When unable to think of two things
unless we think twice, the rower
in the water jerks to travel. Her autobiography
is ninety percent picaresque."
... and on and on into infinity. It was an endless poem. There were moments of sly humor in it though.
I liked Ron Padgett better. His poems were short and direct. In one of his poems he "tied [his] shoes to [his] feet" which upset my companion for the evening, another Stanford engineering grad student, who insisted that you don't tie your shoes to your feet. He didn't seem to understand that poetry is not the rigorous and meticulous language that mathematics is.

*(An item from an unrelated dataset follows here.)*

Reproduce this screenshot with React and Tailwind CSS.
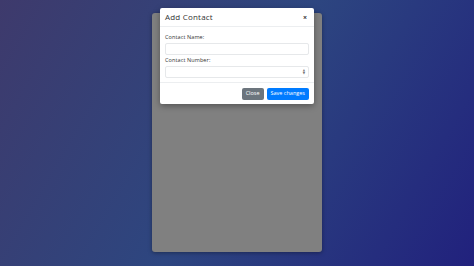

Here's a Ron Padgett poem:
Little Crush on Jenny Dunbar
Into your life tonight
a girl of planetary beauty steps
for the second time ever
a girl you could fly over everything for
well almost
because you would have to fly over yourself
completely
that is be not just "another you"
but a different someone entirely
I wouldn't
not even for the astonishing perfection that is you
So let's say I bump
into your arm
going out the door
putting my hat on and
my elbow rises into your arm
That's enough and
Excuse me
I liked his reading a lot. He had a wry sense of humor, as opposed to sly, and I preferred him. My friend, a guy, preferred Lyn. Well, I suppose I tend to be partial to all things male for reasons that are unreasonable.
During the intermission, as I was buying a book at the little card table in the hall, I saw Ron Padgett standing near the door to the auditorium, his slender body and sneakered feet silent like a cat, watching, watching me buy a book of his poems. I watch him watch me. He smiled and so did I before I scurried away in my shy way. I spent that whole night in love with Ron Padgett. I think it was 1985.